• **MATERIAL PROVIDED**:
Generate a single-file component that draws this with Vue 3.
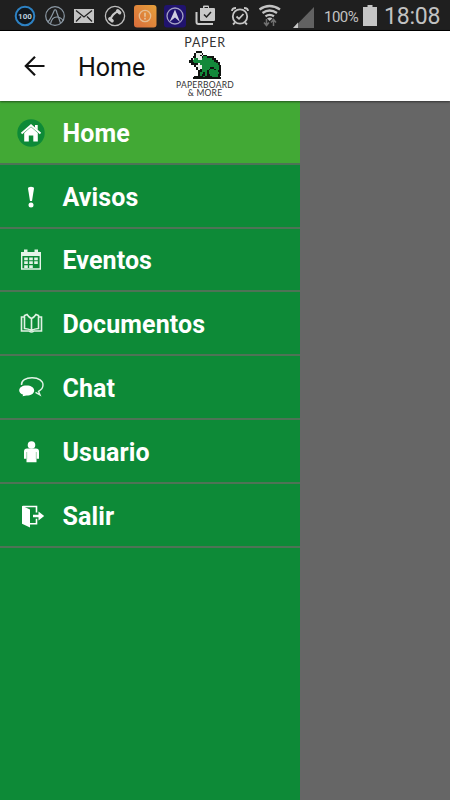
<script setup>
import { ref } from "vue"

const active = ref('home')

const items = [
  { id: 'home', label: 'Home' },
  { id: 'avisos', label: 'Avisos' },
  { id: 'eventos', label: 'Eventos' },
  { id: 'documentos', label: 'Documentos' },
  { id: 'chat', label: 'Chat' },
  { id: 'usuario', label: 'Usuario' },
  { id: 'salir', label: 'Salir' },
]

// k = black, g = green, w = white
const frog = [
  '....kkk............',
  '...kwwwk...........',
  '...kwwkwkk.........',
  '..kkwwwkggkkkk.....',
  '.kwggwwggggggkk....',
  'kkggggggggggggkk...',
  'kkkggggggggggggkk..',
  '.kkkkwggggggggggk..',
  '...kwwwggggggggggk.',
  '....kwwgggggkkgggk.',
  '....kwkggggkggkggk.',
  '.....kkgggkgggggkk.',
  '.....kggkgkggggggk.',
  '.....kgkkgkkggggkk.',
  '...kkkkkgkkkkgggk..',
  '..kkkkkkkkkkkkkkkk.',
]

const colors = { k: '#101410', g: '#13893a', w: '#e9efe9' }

const pixels = []
frog.forEach((row, y) => {
  row.split('').forEach((c, x) => {
    if(colors[c]) {
      pixels.push({ x, y, fill: colors[c] })
    }
  })
})
</script>

<template>
  <div class="screen">
    <div class="status">
      <svg class="status-icons" width="314" height="32" viewBox="0 0 314 32">
        <circle cx="25" cy="16" r="9.3" fill="#10171d" stroke="#2d82c4" stroke-width="2" />
        <text x="25" y="19" class="hundred" text-anchor="middle">100</text>

        <g fill="none" stroke="#8c99a5" stroke-width="1.2">
          <circle cx="55" cy="16" r="9.3" />
          <path d="M47.5 22c3-2 5-8 7-12 1.5-1 2 1 2.5 3l3.5 10M50.5 24c1-5 3-7 6-7s5 1 7 4" />
        </g>

        <path fill="#c4c4c4" d="M74 9h20v14H74z" />
        <path fill="none" stroke="#222" stroke-width="1.3" d="M76 10.500l8 6.500 8-6.500M76 21.500l5-5M92 21.500l-5-5" />

        <circle cx="115" cy="16" r="9.6" fill="none" stroke="#bdbdbd" stroke-width="1.3" />
        <path fill="none" stroke="#c9c9c9" stroke-width="2.2" d="M110.5 20.500c0-4 4-8.500 8.500-9" />
        <path stroke="#c9c9c9" stroke-width="3.4" stroke-linecap="round" d="M117.7 10.700l2 2M109.800 18.800l2.300 2" />

        <defs>
          <linearGradient id="orange" x1="0" y1="1" x2="1" y2="0">
            <stop offset="0" stop-color="#d96c3b" />
            <stop offset="1" stop-color="#e6a03b" />
          </linearGradient>
        </defs>
        <rect x="134" y="5" width="22.5" height="22.5" rx="3" fill="url(#orange)" />
        <circle cx="145" cy="16" r="5.7" fill="none" stroke="#e5bd93" stroke-width="1.3" />
        <path stroke="#e5bd93" stroke-width="1.8" d="M145 12.800v4M145 17.800v1.700" />

        <rect x="164" y="5" width="22" height="22.5" rx="3" fill="#20136e" />
        <circle cx="175" cy="16" r="8" fill="none" stroke="#a4a1c4" stroke-width="1.3" />
        <path fill="#cfcde0" d="M175 9.500l5 12.500-5-4.500-5.500 4.500z" />

        <path fill="#c9c9c9" fill-rule="evenodd" d="M200 8h3V6.500q0-1 1-1h4q1 0 1 1V8h5q1 0 1 1v11q0 1-1 1h-13q-1 0-1-1zM204.500 8h3.500V7h-3.500z" />
        <path fill="none" stroke="#c9c9c9" stroke-width="2" d="M196.500 12v10q0 2 2 2H213" />
        <path fill="none" stroke="#222" stroke-width="1.5" d="M204 14.500l2.500 2.500 4.500-5" />

        <g fill="none" stroke="#c6c6c6" stroke-width="1.8">
          <circle cx="240" cy="16.5" r="7.2" />
          <path d="M232 11q0-3 4-3M248 11q0-3-4-3M235 22.500l-2 2M245 22.500l2 2" />
          <path d="M236.500 16.500l2.500 2.300 4.500-4.800" />
        </g>

        <g fill="none" stroke="#c3c3c3" stroke-width="2.3">
          <path d="M259.500 9.500q10-7 20.500 0" />
          <path d="M262.500 13q7-5 14.500 0" />
          <path d="M265.500 16.300q4-3 8.500 0" />
        </g>
        <path fill="#c3c3c3" d="M267 18.300q3-1.800 5.500 0L269.700 21z" />
        <path fill="none" stroke="#707070" stroke-width="1.5" d="M266.500 19v6M264 22.500l2.500 3 2.500-3M273.500 26v-6M271 22.500l2.500-3 2.500 3" />

        <path fill="#626262" d="M314 7v21h-20.500z" />
        <path fill="#c8c8c8" d="M298 22.500V28h-5z" />
      </svg>
      <span class="percent">100%</span>
      <svg class="battery" width="14" height="22" viewBox="0 0 14 22">
        <path fill="#c5c5c5" d="M4.500 0h5v2H14v19H0V2h4.500z" />
      </svg>
      <span class="clock">18:08</span>
    </div>

    <header class="bar">
      <svg class="back" width="22" height="20" viewBox="0 0 22 20">
        <path fill="none" stroke="#111" stroke-width="2.2" d="M20.500 10H2M11 .8L1.800 10l9.200 9.200" />
      </svg>
      <h1>Home</h1>
      <div class="logo">
        <span class="logo-top">PAPER</span>
        <svg width="34" height="28" viewBox="0 0 19 16" preserveAspectRatio="none" shape-rendering="crispEdges">
          <rect v-for="(p, ix) in pixels" :key="ix" :x="p.x" :y="p.y" width="1.1" height="1.1" :fill="p.fill" />
        </svg>
        <span class="logo-text">PAPERBOARD</span>
        <span class="logo-text">&amp; MORE</span>
      </div>
    </header>

    <main>
      <nav>
        <a v-for="item in items" :key="item.id" :class="{ active: active === item.id }" @click="active = item.id">
          <svg class="icon" width="30" height="30" viewBox="0 0 30 30">
            <g v-if="item.id === 'home'">
              <circle cx="15" cy="15" r="13.7" fill="#0d8a37" />
              <path fill="none" stroke="#fff" stroke-width="1.9" d="M5.500 15.500L15 7.200l9.500 8.300" />
              <path fill="#fff" d="M19 7h2.700v5L19 9.500zM15 9l6.800 6V23.500h-4.500V17.500h-4.500v6H8.200v-8.500z" />
            </g>
            <g v-else-if="item.id === 'avisos'" fill="#fff">
              <path d="M12 6.500q0-1.700 3-1.700t3 1.700l-2 12.500h-2z" />
              <circle cx="15" cy="23" r="2.5" />
            </g>
            <g v-else-if="item.id === 'eventos'">
              <path fill="none" stroke="#e4f4e8" stroke-width="1.4" d="M5.700 8h18.600v16H5.700z" />
              <path fill="#e4f4e8" d="M5 7h20v4H5zM8 4.500h3.500v4H8zM18.500 4.500H22v4h-3.500z" />
              <path fill="none" stroke="#e4f4e8" stroke-width="2.7" stroke-dasharray="3.6 1.4" d="M8.200 13.800h13.700M8.200 17.700h13.700M8.200 21.600h8.700" />
            </g>
            <g v-else-if="item.id === 'documentos'" fill="none" stroke="#e0f2e4" stroke-width="1.6">
              <path d="M15.500 21.500V9.500q-2.500-1-4.500-4L8.500 6.500v13q4 .3 7 2 3-1.700 7-2v-13L20 5.500q-2 3-4.500 4" />
              <path d="M8 8H5.500v14h7.500q2.500 2 5 0h7.500V8H23" />
            </g>
            <g v-else-if="item.id === 'chat'">
              <path fill="none" stroke="#e4f4e8" stroke-width="1.4" d="M5.500 12C5 7.500 10 4.700 16 4.700c7 0 11 3.300 11 7.300 0 3-2 5-4.500 6.300l1.500 3.500-4.500-2.500" />
              <path fill="#fff" d="M10.500 12.500c4.500 0 7.700 2 7.700 5s-3.200 5-7.700 5l-4 .8.700-1.600c-2.500-1-4-2.200-4-4.200 0-3 3-5 7.300-5z" />
            </g>
            <g v-else-if="item.id === 'usuario'" fill="#fff">
              <circle cx="15.5" cy="8" r="3.8" />
              <path d="M11 11.500h9q3 0 3 3v7.200h-2.500v3.500h-10v-3.500H8v-7.200q0-3 3-3z" />
              <path stroke="#7cc38e" stroke-width=".7" d="M10.700 15v7M20.300 15v7" />
            </g>
            <g v-else fill="#fff">
              <path d="M6 4.800l8 3.700v18l-8-3.700z" />
              <path fill="none" stroke="#fff" stroke-width="1.6" d="M7 5.500h13.500v6M14 22.700h6.500v-5" />
              <path d="M17 13.700h5.500V10.500l5.700 4.500-5.700 4.500v-3.200H17z" />
            </g>
          </svg>
          <span>{{ item.label }}</span>
        </a>
      </nav>
      <div class="overlay"></div>
    </main>
  </div>
</template>

<style>
body {
  margin: 0;
}
</style>

<style scoped>
.screen {
  width: 450px;
  height: 800px;
  display: flex;
  flex-direction: column;
  overflow: hidden;
  font-family: Roboto, "Liberation Sans", sans-serif;
}

.status {
  flex: none;
  height: 31px;
  box-sizing: border-box;
  display: flex;
  align-items: flex-start;
  background: #1f1f1f;
  border-bottom: 1px solid #000;
  color: #c2c2c2;
  white-space: nowrap;
}

.status-icons {
  flex: none;
}

.hundred {
  font-size: 8px;
  font-weight: 700;
  fill: #b9cfdf;
}

.percent {
  width: 49px;
  box-sizing: border-box;
  padding-left: 10px;
  font-size: 15px;
  line-height: 34px;
  letter-spacing: -.5px;
}

.battery {
  margin-top: 5px;
}

.clock {
  margin-left: 7px;
  font-size: 23px;
  line-height: 33px;
  letter-spacing: -.2px;
}

.bar {
  flex: none;
  height: 70px;
  display: flex;
  align-items: center;
  background: #fff;
  position: relative;
  z-index: 1;
  box-shadow: 0 1px 2px rgba(0, 0, 0, .5);
}

.back {
  margin-left: 24px;
}

h1 {
  width: 94px;
  margin: 2px 0 0 32px;
  font-size: 25px;
  font-weight: 400;
  color: #111;
}

.logo {
  width: 66px;
  height: 66px;
  display: flex;
  flex-direction: column;
  align-items: center;
  color: #333;
  font-family: Lato, sans-serif;
}

.logo-top {
  font-size: 12.5px;
  line-height: 14px;
  letter-spacing: .7px;
  margin-top: 3px;
}

.logo svg {
  flex: none;
  margin: 1px 0 3px 2px;
}

.logo-text {
  font-size: 8.5px;
  line-height: 7.5px;
  letter-spacing: .25px;
  white-space: nowrap;
}

main {
  flex: 1;
  display: flex;
}

nav {
  width: 300px;
  background: #0d8a37;
}

nav a {
  display: flex;
  align-items: center;
  height: 63.8px;
  box-sizing: border-box;
  border-bottom: 2px solid #4e7356;
  padding: 2px 0 0 16px;
  color: #fff;
  font-size: 25px;
  font-weight: 700;
  letter-spacing: .1px;
  cursor: pointer;
}

nav a.active {
  background: #42a935;
}

nav a span {
  margin: 1px 0 0 16.5px;
}

.overlay {
  flex: 1;
  background: #666;
}
</style>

• **TASK DIRECTIONS**:
Repeat the listing above up to and including the line with "g: '#13893a', w: '#e9efe9'", starting from its first line. Drop any pictures.

• **ANSWER TO THIS EXERCISE**:
Generate a single-file component that draws this with Vue 3.
<script setup>
import { ref } from "vue"

const active = ref('home')

const items = [
  { id: 'home', label: 'Home' },
  { id: 'avisos', label: 'Avisos' },
  { id: 'eventos', label: 'Eventos' },
  { id: 'documentos', label: 'Documentos' },
  { id: 'chat', label: 'Chat' },
  { id: 'usuario', label: 'Usuario' },
  { id: 'salir', label: 'Salir' },
]

// k = black, g = green, w = white
const frog = [
  '....kkk............',
  '...kwwwk...........',
  '...kwwkwkk.........',
  '..kkwwwkggkkkk.....',
  '.kwggwwggggggkk....',
  'kkggggggggggggkk...',
  'kkkggggggggggggkk..',
  '.kkkkwggggggggggk..',
  '...kwwwggggggggggk.',
  '....kwwgggggkkgggk.',
  '....kwkggggkggkggk.',
  '.....kkgggkgggggkk.',
  '.....kggkgkggggggk.',
  '.....kgkkgkkggggkk.',
  '...kkkkkgkkkkgggk..',
  '..kkkkkkkkkkkkkkkk.',
]

const colors = { k: '#101410', g: '#13893a', w: '#e9efe9' }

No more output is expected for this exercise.